Could there be a more transcendent Fiona than Christie? The actress has wrinkled, of course, but all hail great bone structure! She has the same face, the same faraway eyes, the same otherworldly beauty she had in her youth. Her Fiona is present (the shell remains, and so does the inner glow) and yet just out of reach. When she greets her husband with a coquettish, “You’re persistent, aren’t you?” you don’t know if she recognizes him or regards him as a new suitor (it’s likely a bit of both). As Grant trails her around her new home, watching her stroke and cling to her new special friend, you see in his eyes the raw pain of a boy abandoned by his first great love, struggling to make cosmic sense of the injustice. Where this takes him is nowhere you could imagine.

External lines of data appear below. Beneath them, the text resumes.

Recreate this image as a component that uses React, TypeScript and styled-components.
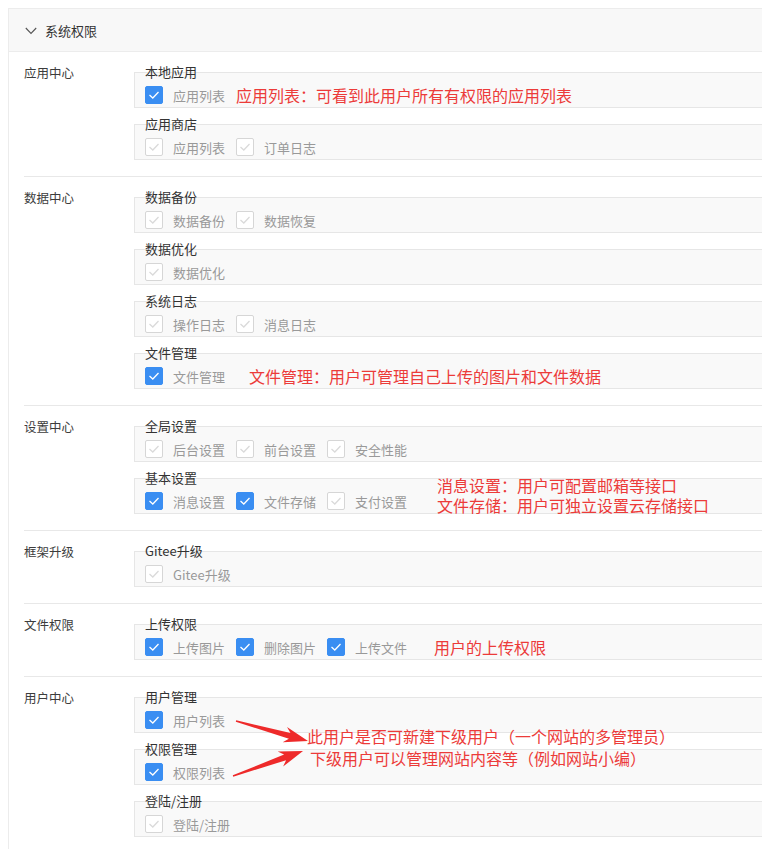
import styled, { createGlobalStyle } from 'styled-components';

type Item = { text: string; on?: boolean };
type Note = { lines: string[]; gap: number };
type Group = { title: string; items: Item[]; note?: Note };
type Section = { label: string; groups: Group[]; overlay?: boolean };

const off = (...names: string[]): Item[] => names.map((text) => ({ text }));
const on = (...names: string[]): Item[] => names.map((text) => ({ text, on: true }));

const sections: Section[] = [
  {
    label: '应用中心',
    groups: [
      { title: '本地应用', items: on('应用列表'), note: { lines: ['应用列表：可看到此用户所有有权限的应用列表'], gap: 0 } },
      { title: '应用商店', items: off('应用列表', '订单日志') },
    ],
  },
  {
    label: '数据中心',
    groups: [
      { title: '数据备份', items: off('数据备份', '数据恢复') },
      { title: '数据优化', items: off('数据优化') },
      { title: '系统日志', items: off('操作日志', '消息日志') },
      { title: '文件管理', items: on('文件管理'), note: { lines: ['文件管理：用户可管理自己上传的图片和文件数据'], gap: 13 } },
    ],
  },
  {
    label: '设置中心',
    groups: [
      { title: '全局设置', items: off('后台设置', '前台设置', '安全性能') },
      {
        title: '基本设置',
        items: [...on('消息设置', '文件存储'), ...off('支付设置')],
        note: { lines: ['消息设置：用户可配置邮箱等接口', '文件存储：用户可独立设置云存储接口'], gap: 19 },
      },
    ],
  },
  { label: '框架升级', groups: [{ title: 'Gitee升级', items: off('Gitee升级') }] },
  {
    label: '文件权限',
    groups: [{ title: '上传权限', items: on('上传图片', '删除图片', '上传文件'), note: { lines: ['用户的上传权限'], gap: 16 } }],
  },
  {
    label: '用户中心',
    overlay: true,
    groups: [
      { title: '用户管理', items: on('用户列表') },
      { title: '权限管理', items: on('权限列表') },
      { title: '登陆/注册', items: off('登陆/注册') },
    ],
  },
];

// tapered annotation arrow from tail to tip
const arrow = (x1: number, y1: number, x2: number, y2: number) => {
  const dx = x2 - x1;
  const dy = y2 - y1;
  const len = Math.hypot(dx, dy);
  const ux = dx / len;
  const uy = dy / len;
  const nx = -uy;
  const ny = ux;
  const at = (d: number, w: number) => `${(x1 + ux * d + nx * w).toFixed(1)},${(y1 + uy * d + ny * w).toFixed(1)}`;
  return [at(0, -0.7), at(len - 19, -3), at(len - 24, -8), at(len, 0), at(len - 24, 8), at(len - 19, 3), at(0, 0.7)].join(' ');
};

const GlobalStyle = createGlobalStyle`
  body {
    margin: 8px 0 0 8px;
    overflow: hidden;
    background: #fff;
    font-family: "Noto Sans CJK SC", "Noto Sans", sans-serif;
  }
`;

const Panel = styled.div`
  width: 820px;
  border: 1px solid #ececec;
  border-right: none;
  background: #fff;
`;

const Header = styled.div`
  height: 42px;
  display: flex;
  align-items: center;
  gap: 8px;
  padding-left: 16px;
  background: #f8f8f8;
  border-bottom: 1px solid #ececec;
  font-size: 13px;
  color: #333;
`;

const Chevron = styled.svg`
  width: 12px;
  height: 8px;
  margin-top: 1px;
`;

const Block = styled.div`
  position: relative;
  display: grid;
  grid-template-columns: 110px 1fr;
  margin-left: 15px;
  padding: 12px 0 16px;
  border-bottom: 1px solid #e8e8e8;
`;

const Label = styled.div`
  font-size: 12.5px;
  line-height: 18px;
  color: #3c3c3c;
`;

const Groups = styled.div`
  display: flex;
  flex-direction: column;
  gap: 8px;
`;

const Title = styled.div`
  position: relative;
  z-index: 1;
  height: 16px;
  margin: 0 0 -8px 11px;
  font-size: 13px;
  line-height: 16px;
  color: #333;
`;

const Box = styled.div`
  height: 36px;
  box-sizing: border-box;
  padding: 13px 0 0 10px;
  border: 1px solid #e6e6e6;
  border-right: none;
  background: #f9f9f9;
`;

const Row = styled.div`
  display: flex;
  align-items: center;
  height: 18px;
`;

const Option = styled.div`
  display: flex;
  align-items: center;
  gap: 10px;
  margin-right: 11px;
  font-size: 13px;
  color: #999;
  white-space: nowrap;
`;

const Tick = styled.span<{ $on?: boolean }>`
  width: 18px;
  height: 18px;
  box-sizing: border-box;
  display: flex;
  align-items: center;
  justify-content: center;
  border-radius: 2px;
  border: 1px solid ${(p) => (p.$on ? '#3a8ef2' : '#d6d6d6')};
  background: ${(p) => (p.$on ? '#3a8ef2' : '#fff')};
`;

const Remark = styled.div<{ $gap: number; $lines: number }>`
  margin-left: ${(p) => p.$gap}px;
  margin-top: ${(p) => (p.$lines > 1 ? -17 : 0)}px;
  margin-bottom: ${(p) => (p.$lines > 1 ? -5 : 0)}px;
  font-size: 16px;
  line-height: 20px;
  color: #ec3b39;
  white-space: nowrap;
`;

const Callout = styled.div<{ $top: number; $left: number }>`
  position: absolute;
  top: ${(p) => p.$top}px;
  left: ${(p) => p.$left}px;
  font-size: 16px;
  line-height: 22px;
  color: #ec3b39;
  white-space: nowrap;
`;

const Arrows = styled.svg`
  position: absolute;
  left: 200px;
  top: 30px;
  width: 120px;
  height: 80px;
  overflow: visible;
`;

const Check = ({ on }: { on?: boolean }) => (
  <Tick $on={on}>
    <svg width="12" height="10" viewBox="0 0 12 10">
      <polyline points="1.5,5 4.8,8 10.5,2" fill="none" stroke={on ? '#fff' : '#dadada'} strokeWidth="1.3" />
    </svg>
  </Tick>
);

const App = () => {
  return (
    <>
      <GlobalStyle />
      <Panel>
        <Header>
          <Chevron viewBox="0 0 12 8">
            <polyline points="0.8,1 6,6.4 11.2,1" fill="none" stroke="#555" strokeWidth="1.1" />
          </Chevron>
          系统权限
        </Header>
        {sections.map((s) => (
          <Block key={s.label}>
            <Label>{s.label}</Label>
            <Groups>
              {s.groups.map((g) => (
                <div key={g.title}>
                  <Title>{g.title}</Title>
                  <Box>
                    <Row>
                      {g.items.map((it) => (
                        <Option key={it.text}>
                          <Check on={it.on} />
                          {it.text}
                        </Option>
                      ))}
                      {g.note && (
                        <Remark $gap={g.note.gap} $lines={g.note.lines.length}>
                          {g.note.lines.map((l) => (
                            <div key={l}>{l}</div>
                          ))}
                        </Remark>
                      )}
                    </Row>
                  </Box>
                </div>
              ))}
            </Groups>
            {s.overlay && (
              <>
                <Arrows viewBox="0 0 120 80">
                  <polygon points={arrow(12, 14, 84, 34)} fill="#ee2a2a" />
                  <polygon points={arrow(9, 69, 79, 44)} fill="#ee2a2a" />
                </Arrows>
                <Callout $top={48} $left={283}>此用户是否可新建下级用户（一个网站的多管理员）</Callout>
                <Callout $top={70} $left={286}>下级用户可以管理网站内容等（例如网站小编）</Callout>
              </>
            )}
          </Block>
        ))}
      </Panel>
    </>
  );
};

export default App;
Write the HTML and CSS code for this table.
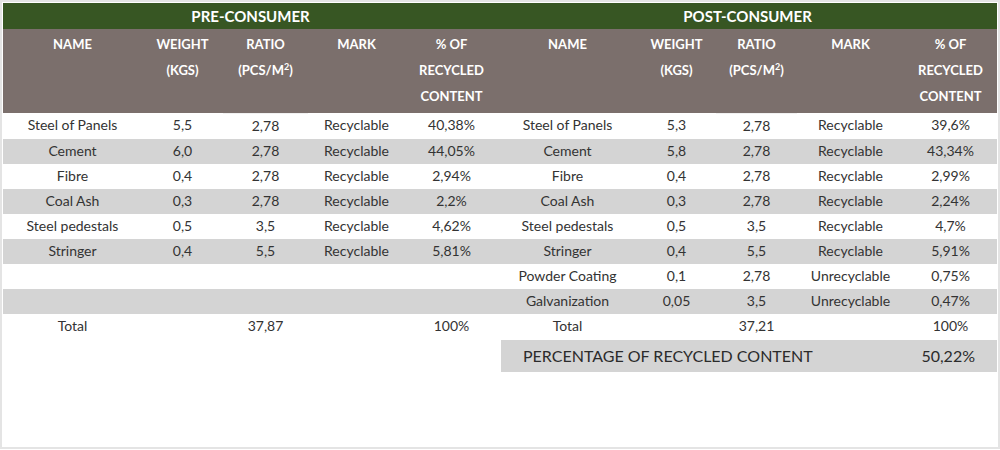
FILE: index.html
```html
<!DOCTYPE html>
<html>
<head>
<meta charset="utf-8">
<link rel="stylesheet" href="styles.css">
</head>
<body>
<div class="frame">
  <div class="half left">
    <table class="tbl">
      <colgroup><col style="width:139px"><col style="width:81px"><col style="width:85px"><col style="width:97px"><col style="width:93px"></colgroup>
      <thead>
        <tr><th class="title" colspan="5">PRE-CONSUMER</th></tr>
        <tr class="cols">
          <th>NAME</th><th>WEIGHT<br>(KGS)</th><th class="ratio">RATIO<br>(PCS/M<sup>2</sup>)</th><th>MARK</th><th>% OF<br>RECYCLED<br>CONTENT</th>
        </tr>
      </thead>
      <tbody>
        <tr><td>Steel of Panels</td><td>5,5</td><td>2,78</td><td>Recyclable</td><td>40,38%</td></tr>
        <tr class="alt"><td>Cement</td><td>6,0</td><td>2,78</td><td>Recyclable</td><td>44,05%</td></tr>
        <tr><td>Fibre</td><td>0,4</td><td>2,78</td><td>Recyclable</td><td>2,94%</td></tr>
        <tr class="alt"><td>Coal Ash</td><td>0,3</td><td>2,78</td><td>Recyclable</td><td>2,2%</td></tr>
        <tr><td>Steel pedestals</td><td>0,5</td><td>3,5</td><td>Recyclable</td><td>4,62%</td></tr>
        <tr class="alt"><td>Stringer</td><td>0,4</td><td>5,5</td><td>Recyclable</td><td>5,81%</td></tr>
        <tr><td></td><td></td><td></td><td></td><td></td></tr>
        <tr class="alt"><td></td><td></td><td></td><td></td><td></td></tr>
        <tr><td>Total</td><td></td><td>37,87</td><td></td><td>100%</td></tr>
      </tbody>
    </table>
  </div>
  <div class="half right">
    <table class="tbl">
      <colgroup><col style="width:139px"><col style="width:79px"><col style="width:81px"><col style="width:107px"><col style="width:93px"></colgroup>
      <thead>
        <tr><th class="title" colspan="5">POST-CONSUMER</th></tr>
        <tr class="cols">
          <th>NAME</th><th>WEIGHT<br>(KGS)</th><th class="ratio">RATIO<br>(PCS/M<sup>2</sup>)</th><th>MARK</th><th>% OF<br>RECYCLED<br>CONTENT</th>
        </tr>
      </thead>
      <tbody>
        <tr><td>Steel of Panels</td><td>5,3</td><td>2,78</td><td>Recyclable</td><td>39,6%</td></tr>
        <tr class="alt"><td>Cement</td><td>5,8</td><td>2,78</td><td>Recyclable</td><td>43,34%</td></tr>
        <tr><td>Fibre</td><td>0,4</td><td>2,78</td><td>Recyclable</td><td>2,99%</td></tr>
        <tr class="alt"><td>Coal Ash</td><td>0,3</td><td>2,78</td><td>Recyclable</td><td>2,24%</td></tr>
        <tr><td>Steel pedestals</td><td>0,5</td><td>3,5</td><td>Recyclable</td><td>4,7%</td></tr>
        <tr class="alt"><td>Stringer</td><td>0,4</td><td>5,5</td><td>Recyclable</td><td>5,91%</td></tr>
        <tr><td>Powder Coating</td><td>0,1</td><td>2,78</td><td>Unrecyclable</td><td>0,75%</td></tr>
        <tr class="alt"><td>Galvanization</td><td>0,05</td><td>3,5</td><td>Unrecyclable</td><td>0,47%</td></tr>
        <tr><td>Total</td><td></td><td>37,21</td><td></td><td>100%</td></tr>
      </tbody>
    </table>
    <div class="summary">
      <span>PERCENTAGE OF RECYCLED CONTENT</span>
      <span>50,22%</span>
    </div>
  </div>
</div>
</body>
</html>
```
FILE: styles.css
```css
html, body {
  margin: 0;
  padding: 0;
  background: #ffffff;
}
.frame {
  box-sizing: border-box;
  width: 1000px;
  height: 449px;
  border: 2px solid #e4e4e4;
  padding: 1px;
  display: flex;
  font-family: Lato, "Open Sans", sans-serif;
  color: #333333;
}
.half.left { width: 495px; }
.half.right { width: 499px; }
.tbl {
  border-collapse: collapse;
  table-layout: fixed;
  width: 100%;
}
.tbl th, .tbl td {
  padding: 0;
  text-align: center;
}
.tbl .title {
  background: #375623;
  color: #ffffff;
  font-size: 15px;
  font-weight: 700;
  height: 26px;
  line-height: 26px;
}
.cols th {
  background: #7b6f6c;
  color: #ffffff;
  font-size: 13px;
  font-weight: 700;
  line-height: 26px;
  vertical-align: top;
  padding: 2px 0 4px;
  height: 77px;
}
.cols th.ratio {
  border-bottom: 1px solid #f1f1f1;
}
.cols sup {
  font-size: 9px;
  line-height: 0;
  vertical-align: 5px;
}
.tbl td {
  font-size: 14px;
  height: 24px;
  line-height: 24px;
  padding-bottom: 1px;
  white-space: nowrap;
}
.tbl tr.alt td {
  background: #d4d4d4;
}
.summary {
  margin: 1px 0 0 3px;
  height: 32px;
  background: #d4d4d4;
  display: flex;
  align-items: center;
  justify-content: space-between;
  padding: 0 22px;
  font-size: 16px;
  color: #2b2b2b;
}
```
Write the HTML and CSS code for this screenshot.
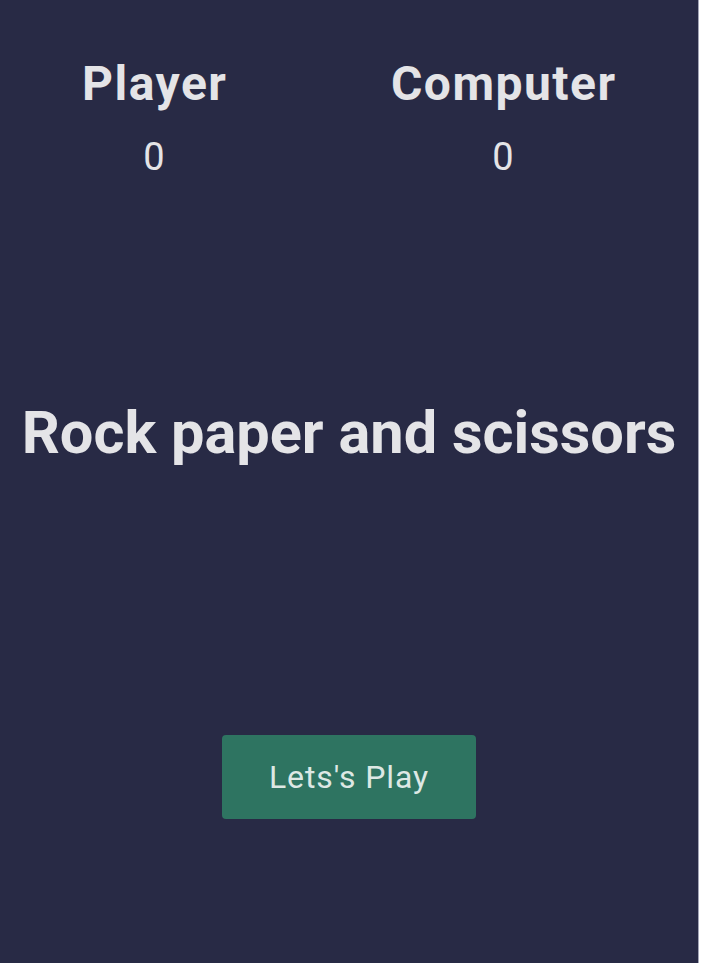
FILE: index.html
```html
<!DOCTYPE html>
<html lang="en">
<head>
<meta charset="utf-8">
<title>Rock paper and scissors</title>
<link rel="stylesheet" href="styles.css">
</head>
<body>
<main class="panel">
  <section class="scores">
    <div class="score">
      <h2 class="score-name">Player</h2>
      <p class="score-value">0</p>
    </div>
    <div class="score">
      <h2 class="score-name">Computer</h2>
      <p class="score-value">0</p>
    </div>
  </section>
  <h1 class="title">Rock paper and scissors</h1>
  <button class="play-btn" type="button">Lets's Play</button>
</main>
</body>
</html>
```

FILE: styles.css
```css
html, body {
  margin: 0;
  padding: 0;
  background: #ffffff;
}

body {
  font-family: Roboto, "Liberation Sans", sans-serif;
}

.panel {
  box-sizing: border-box;
  width: 699px;
  min-height: 100vh;
  background: #282a45;
  border-right: 1px solid #a3a5b6;
  color: #e4e4e7;
  display: flex;
  flex-direction: column;
  align-items: center;
  padding-top: 57px;
}

.scores {
  align-self: stretch;
  display: grid;
  grid-template-columns: 308px 308px;
  column-gap: 41px;
}

.score {
  display: flex;
  flex-direction: column;
  align-items: center;
}

.score-name {
  margin: 0;
  padding-left: 1.5px;
  font-size: 48px;
  font-weight: 700;
  line-height: 54px;
  letter-spacing: 1.5px;
}

.score-value {
  margin: 25px 0 0;
  font-size: 38px;
  font-weight: 400;
  line-height: 42px;
}

.title {
  margin: 219px 0 0;
  font-size: 59.5px;
  font-weight: 700;
  line-height: 72px;
  text-align: center;
}

.play-btn {
  margin-top: 266px;
  width: 254px;
  height: 84px;
  border: none;
  border-radius: 4px;
  background: #2e7461;
  color: #dde8e4;
  font-family: Roboto, "Liberation Sans", sans-serif;
  font-size: 32px;
  font-weight: 400;
  letter-spacing: 0.9px;
}
```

Away from Her is part memory play, weaving in and out of the past as Grant drives down the wintry Canadian roads to see Aubrey’s wife, Marian (Olympia Dukakis). How you view what follows might depend on how you regard both the character and the actress—who is fresh and youthful-looking and funny, but has the unenviable task of playing an alternative to one of the screen’s most sublime beauties. However you feel, you’ll brood on it long after this haunting movie ends.

More than anything, I wish I could write about the boisterous romantic comedy Waitress without reference to the tragic murder of its writer, director, and co-star Adrienne Shelly. It’s hopeless, though. Because the movie is so hit-and-miss, I kept getting thrown out of it and returning to thoughts of its maker—of what must have been her busy inner life, her evident joy in making movies, and her potential, down the road, to develop an authentic American voice and make wonderful screwball farces.

Waitress centers on a creative and enthusiastic small-town pie-baker (Keri Russell), who’s married—rather inexplicably—to a brute (Jeremy Sisto) and who gets thrown into emotional chaos when she finds herself pregnant. The baby is an alien, a parasite, an agent of her husband. But she won’t get rid of it. And her new OB-GYN (Nathan Fillion) is smitten—which means weekly and sometimes daily visits to his office. The ping-pong dialogue seems more suited to the stage than the screen, but Fillion—star of Joss Whedon’s neat sci-fi series Firefly and its movie, Serenity—has the perfect dopey haze, and during his scenes with Russell, some old-fashioned movie magic takes hold.

Shelly’s staging is pushy, and the film doesn’t look very good—the lighting does the actors no favors. But the climax, in which the heroine finally regards her little girl, is wrenching for all kinds of reasons. I think of Waitress as an overstuffed, overcooked pie—too ungainly to eat all of, too generous to pass up, too heartbreaking to contemplate for long.

BACKSTORY
Blocked streets were plentiful during the five weeks Spider-Man 3 shot in Manhattan last spring, but not all of the skyscraper backdrops are authentic. The city wouldn’t suspend traffic for the six days needed to film a climactic chase scene, so Sam Raimi chose the next best thing: Cleveland. The priciest movie in history (somewhere between $270 and $500 million, depending on who’s counting), this was also the first film to take advantage of the Cleveland Convention Center. The crew even threw a public wrap party.

Spider-Man 3
Directed by Sam Raimi. Columbia Pictures. PG-13.

Away From Her
Directed by Sarah Polley. Lionsgate. PG-13.

Waitress
Directed by Adrienne Shelly. Fox Searchlight Pictures. PG-13.